Goal of the exercise » Each line of the listing that contains the word "size" is to be copied.
====== Extracted records
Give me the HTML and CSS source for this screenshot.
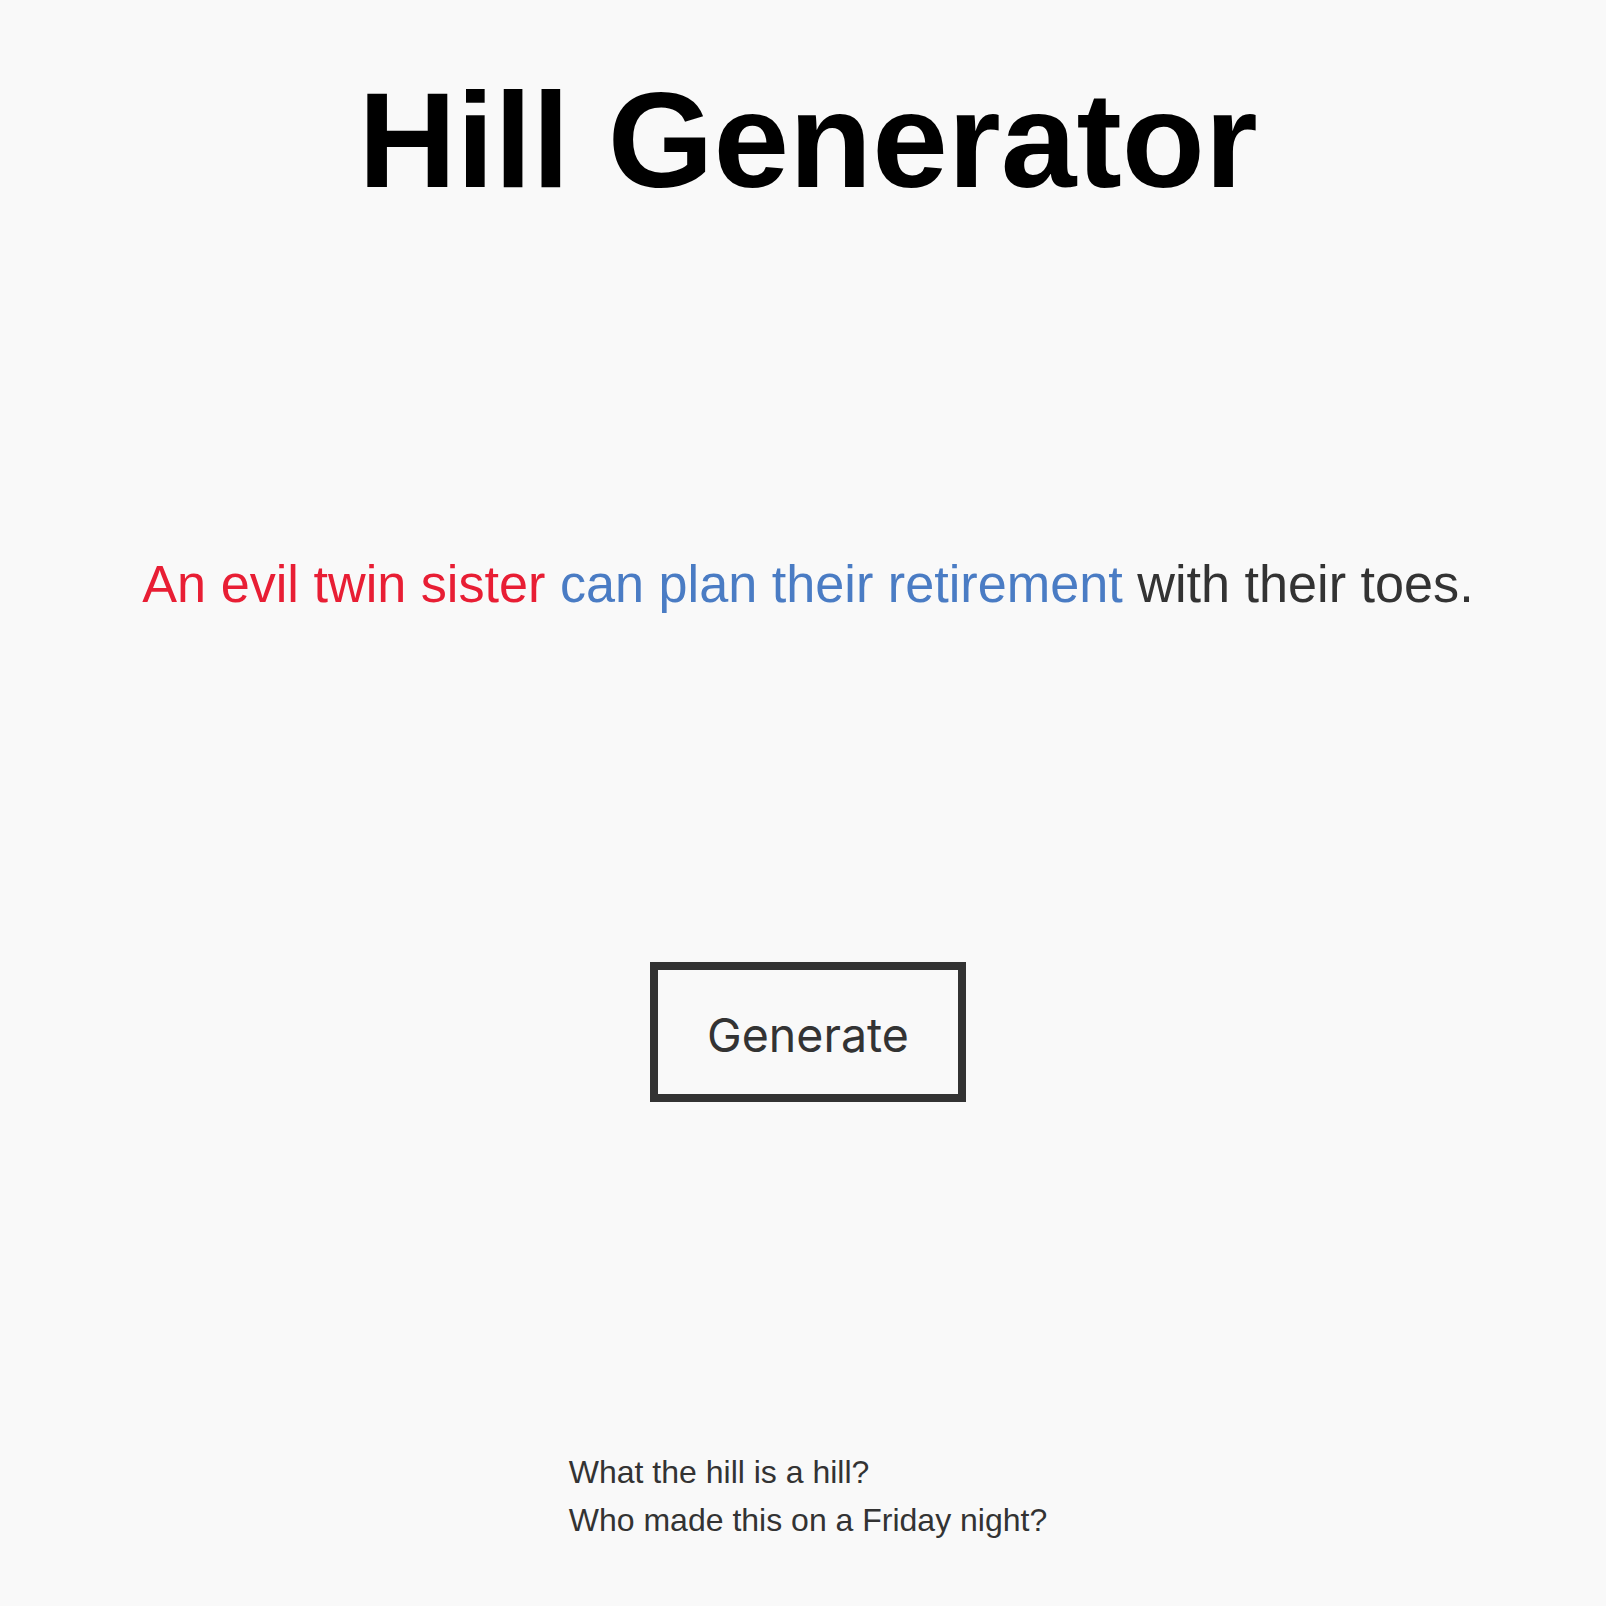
============
====== Extracted records
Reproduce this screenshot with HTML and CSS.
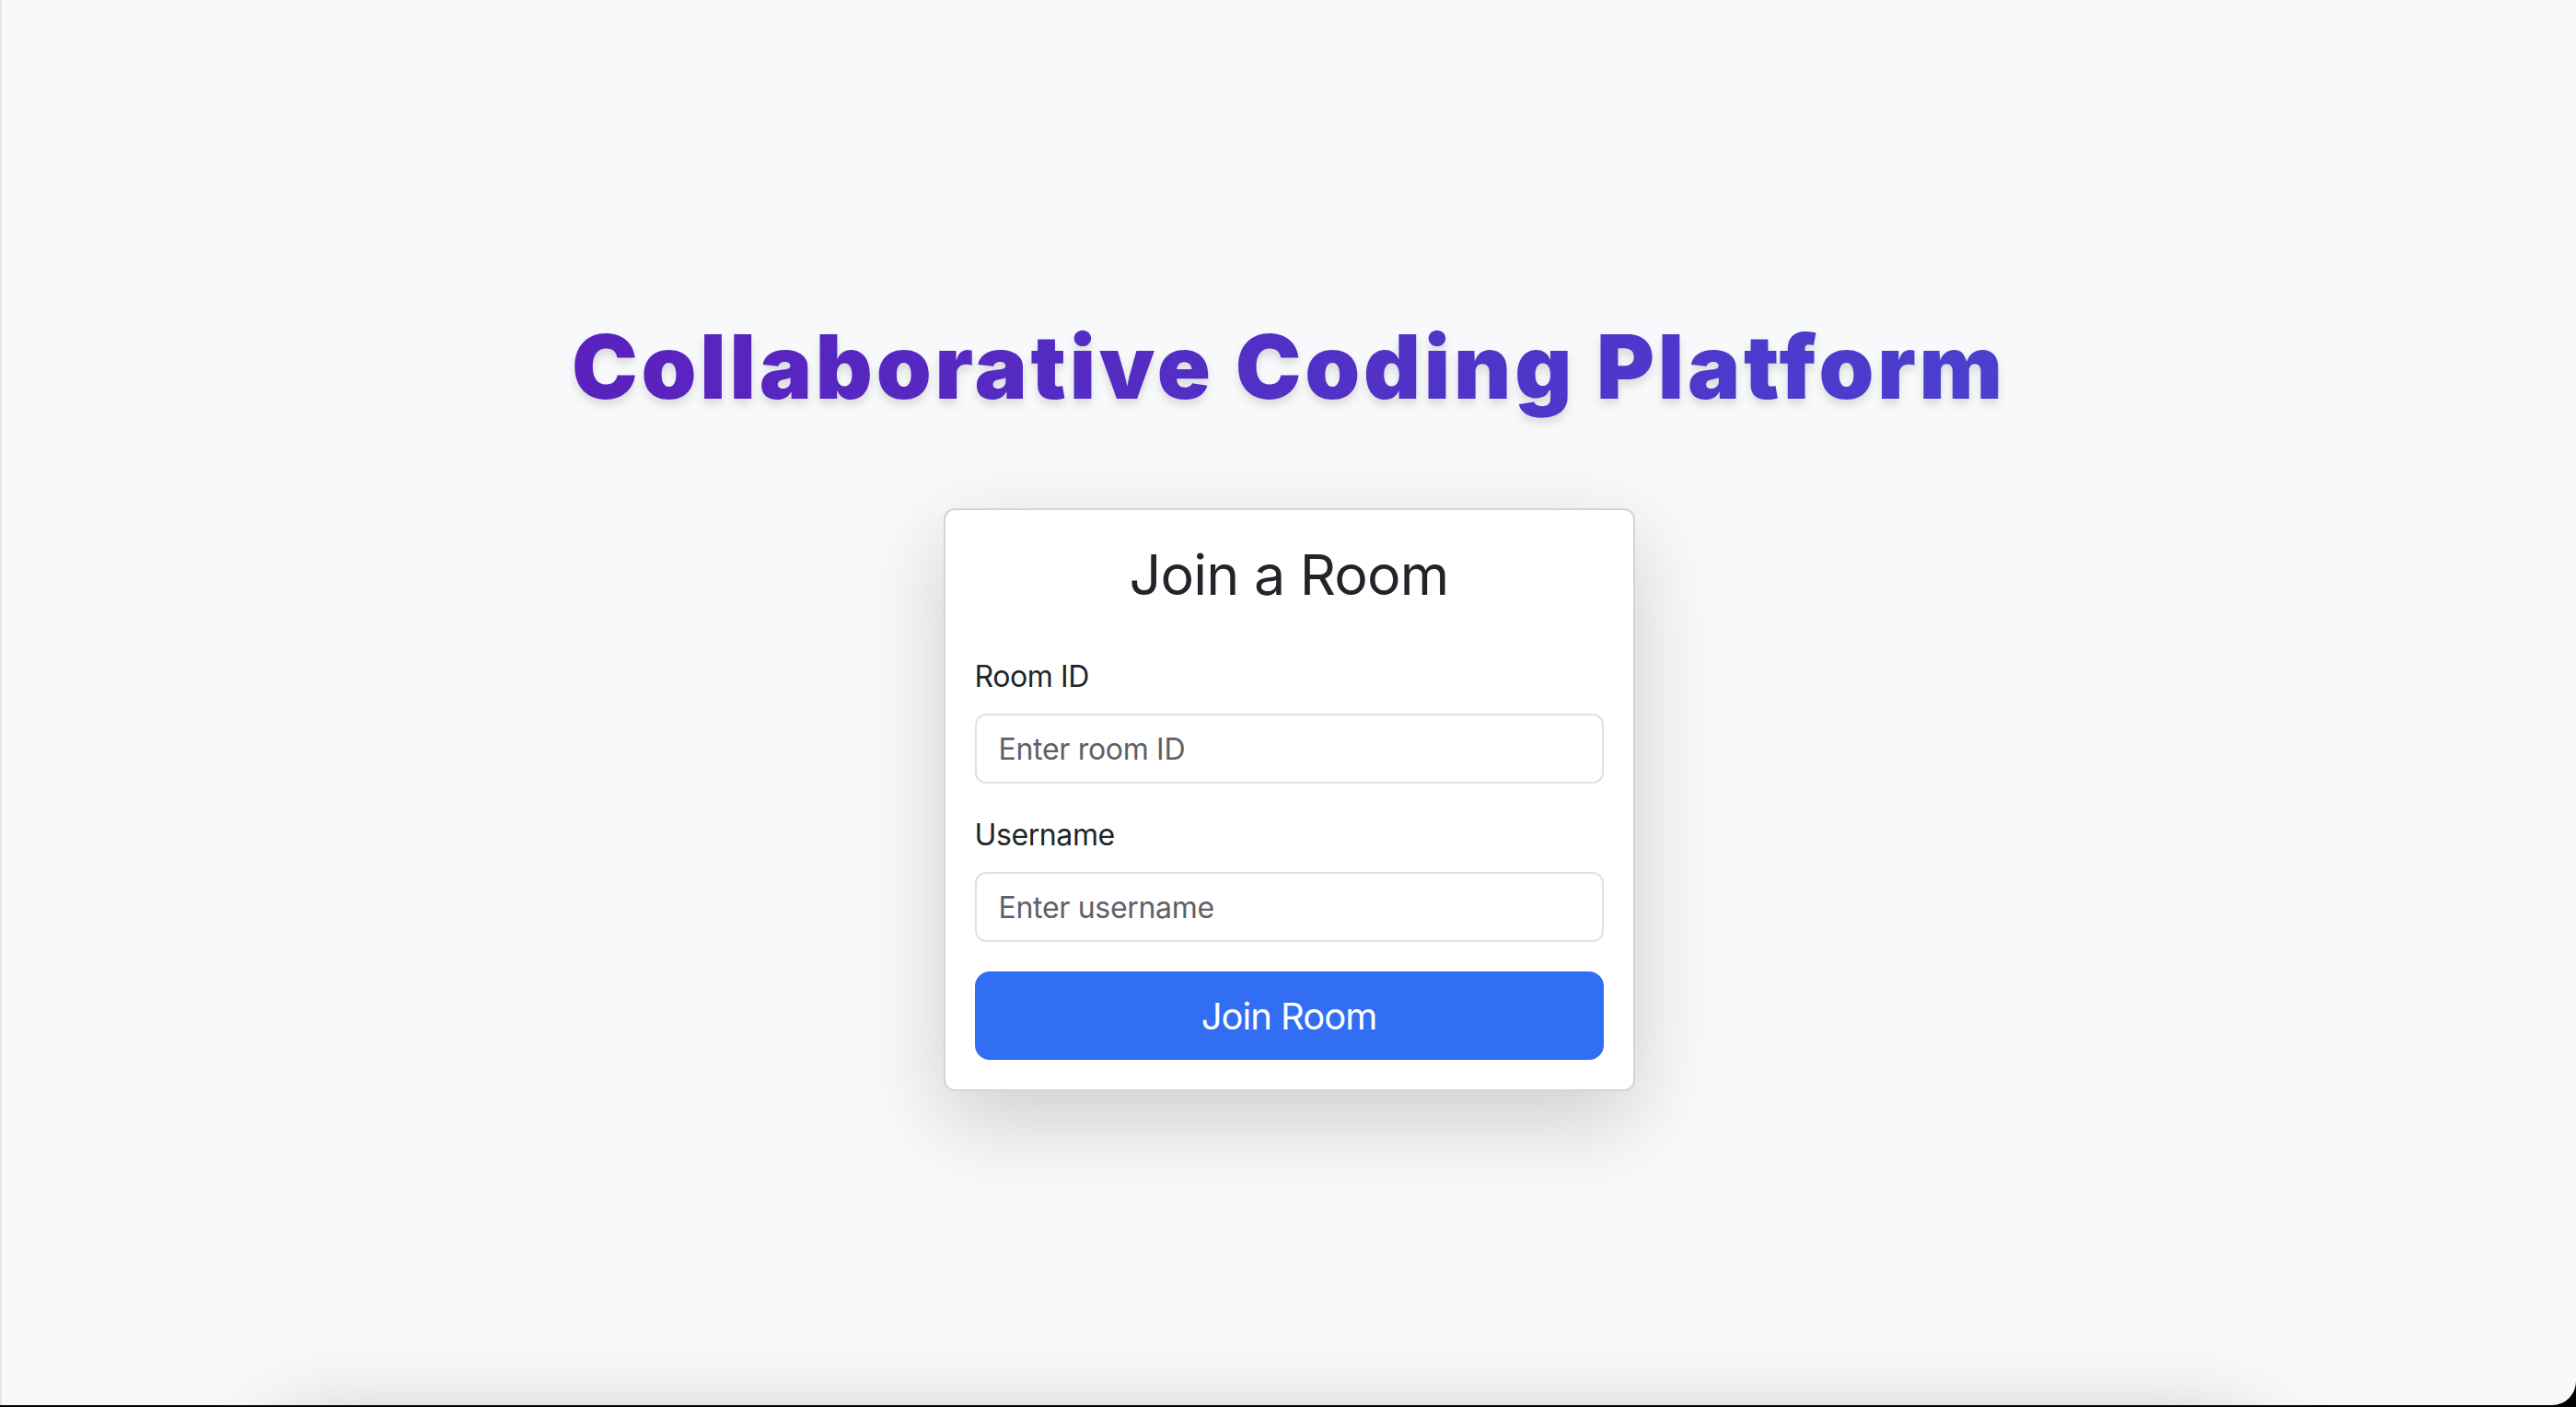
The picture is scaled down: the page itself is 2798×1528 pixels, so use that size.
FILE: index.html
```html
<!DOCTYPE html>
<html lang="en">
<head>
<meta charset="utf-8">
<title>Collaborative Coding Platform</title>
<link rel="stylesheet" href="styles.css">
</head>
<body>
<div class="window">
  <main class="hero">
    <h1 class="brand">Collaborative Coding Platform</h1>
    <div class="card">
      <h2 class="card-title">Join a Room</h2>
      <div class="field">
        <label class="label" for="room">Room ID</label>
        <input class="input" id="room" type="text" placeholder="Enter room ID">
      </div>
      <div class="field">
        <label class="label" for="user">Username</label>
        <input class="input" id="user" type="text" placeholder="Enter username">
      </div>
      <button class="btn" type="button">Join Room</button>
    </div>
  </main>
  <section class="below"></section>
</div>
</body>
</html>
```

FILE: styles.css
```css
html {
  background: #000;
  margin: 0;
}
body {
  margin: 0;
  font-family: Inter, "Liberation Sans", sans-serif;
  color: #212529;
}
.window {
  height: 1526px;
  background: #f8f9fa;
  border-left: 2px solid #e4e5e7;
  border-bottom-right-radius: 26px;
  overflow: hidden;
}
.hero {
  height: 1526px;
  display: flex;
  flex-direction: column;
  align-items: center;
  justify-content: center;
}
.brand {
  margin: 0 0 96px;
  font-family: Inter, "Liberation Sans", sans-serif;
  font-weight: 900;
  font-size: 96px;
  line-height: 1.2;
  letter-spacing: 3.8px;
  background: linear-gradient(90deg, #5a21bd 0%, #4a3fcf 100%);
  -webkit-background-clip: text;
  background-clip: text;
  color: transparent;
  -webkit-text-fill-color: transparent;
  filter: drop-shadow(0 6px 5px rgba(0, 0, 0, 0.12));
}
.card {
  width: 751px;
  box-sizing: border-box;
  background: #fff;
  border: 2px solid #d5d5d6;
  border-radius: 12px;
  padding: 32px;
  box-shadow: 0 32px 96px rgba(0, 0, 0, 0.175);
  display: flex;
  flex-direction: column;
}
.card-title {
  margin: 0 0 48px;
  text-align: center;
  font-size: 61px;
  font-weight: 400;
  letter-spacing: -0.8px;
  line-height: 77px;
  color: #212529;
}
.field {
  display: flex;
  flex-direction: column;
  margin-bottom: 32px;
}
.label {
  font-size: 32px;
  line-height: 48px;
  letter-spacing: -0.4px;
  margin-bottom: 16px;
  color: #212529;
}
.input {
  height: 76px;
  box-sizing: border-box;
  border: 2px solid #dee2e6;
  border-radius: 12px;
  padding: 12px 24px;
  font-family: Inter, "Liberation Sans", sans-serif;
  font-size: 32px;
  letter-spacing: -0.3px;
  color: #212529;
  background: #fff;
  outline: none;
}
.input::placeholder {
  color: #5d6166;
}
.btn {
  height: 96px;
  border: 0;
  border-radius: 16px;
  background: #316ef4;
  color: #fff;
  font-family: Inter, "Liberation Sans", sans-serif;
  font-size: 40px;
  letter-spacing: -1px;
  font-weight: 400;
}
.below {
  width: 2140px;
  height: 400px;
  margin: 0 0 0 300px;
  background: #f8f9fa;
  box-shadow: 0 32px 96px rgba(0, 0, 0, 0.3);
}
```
============
Output of the task »
The picture is scaled down: the page itself is 2798×1528 pixels, so use that size.
  font-size: 96px;
  font-size: 61px;
  font-size: 32px;
  font-size: 32px;
  font-size: 40px;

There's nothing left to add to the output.